Do you ever need to check where to enable tracking on a per-user? Or if people opt-out do you just not use their data?
We usually just remove user data after the fact if they opt out (in part because users can withdraw consent later if they want). I imagine it would be pretty easy though - just have a client- (and probably server-) side check to make sure the user has consented before logging.
@emansishah
Random idea: If logging is a flag on a project, remixing the project should propagate the flag. (Could also be in the XML...)
Yeah, as @thomaswp said, we log edits in NetsBlox so they are less redundant than full snapshots but would need to be reconstructed if analyzing arbitrary "snapshots". Another perk is that edits are saved when they occur (rather than on a standard interval). Replay data is actually saved in the project xml as well as on the server (required for collaborative editing). Saving the replay data in the project can actually be disabled in the project settings. It is nice to have the creation data stored within the project as it doesn't add any complexity for project submission, etc. I could imagine making a teacher dashboard which takes the submitted student project and enables them to easily inspect previous versions or whatever aspect of the project creation they care about.

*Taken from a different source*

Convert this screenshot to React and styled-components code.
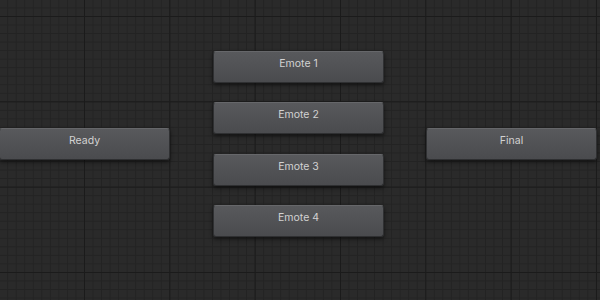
import React from "react";
import styled, { createGlobalStyle } from "styled-components";

const Global = createGlobalStyle`
  html, body { margin: 0; padding: 0; background: #2a2a2a; }
  body { font-family: Inter, "Liberation Sans", sans-serif; }
`;

const Canvas = styled.div`
  position: relative;
  width: 600px;
  height: 300px;
  overflow: hidden;
  background-color: #2a2a2a;
  background-image:
    linear-gradient(to right, #1b1b1b 1px, transparent 1px),
    linear-gradient(to bottom, #1b1b1b 1px, transparent 1px),
    linear-gradient(to right, #232323 1px, transparent 1px),
    linear-gradient(to bottom, #232323 1px, transparent 1px);
  background-size: 85.333px 85.333px, 85.333px 85.333px, 8.5333px 8.5333px,
    8.5333px 8.5333px;
  background-position: 84px 16px, 84px 16px, 84px 16px, 84px 16px;
`;

const Graph = styled.div`
  display: flex;
  align-items: center;
  padding-top: 51px;
  margin-left: -1px;
`;

const Column = styled.div`
  display: flex;
  flex-direction: column;
  gap: 19.4px;
  margin: 0 ${(p) => p.$right}px 0 ${(p) => p.$left}px;
`;

const Node = styled.div`
  box-sizing: border-box;
  width: 171px;
  height: 32px;
  border-radius: 3px;
  border: 1px solid #2f3032;
  border-top-color: #66676a;
  background: linear-gradient(to bottom, #58595c, #4a4b4e);
  box-shadow: 0 2px 4px rgba(0, 0, 0, 0.55);
  color: #d2d2d2;
  font-size: 10.5px;
  line-height: 1;
  text-align: center;
  padding-top: 7px;
`;

const states = ["Emote 1", "Emote 2", "Emote 3", "Emote 4"];

export default function App() {
  return (
    <>
      <Global />
      <Canvas>
        <Graph>
          <Node>Ready</Node>
          <Column $left={43} $right={42}>
            {states.map((s) => (
              <Node key={s}>{s}</Node>
            ))}
          </Column>
          <Node>Final</Node>
        </Graph>
      </Canvas>
    </>
  );
}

That said, it is also worth thinking about what actions you would like to log. About a year ago, we added a number of other user actions to our logging including green flag clicks, executing individual blocks, etc (https://github.com/NetsBlox/Snap--Build-Your-Own-Blocks/issues/429).
I still have to look at ProgSnap2 in more detail but I am generally a fan of developing a common spec :)
Another perk about saving the edits in the project is that a flaky internet connection won't result in missing edits on the server (if some of the edits occur while the connection cuts out) and will be saved as long as the project is successfully saved.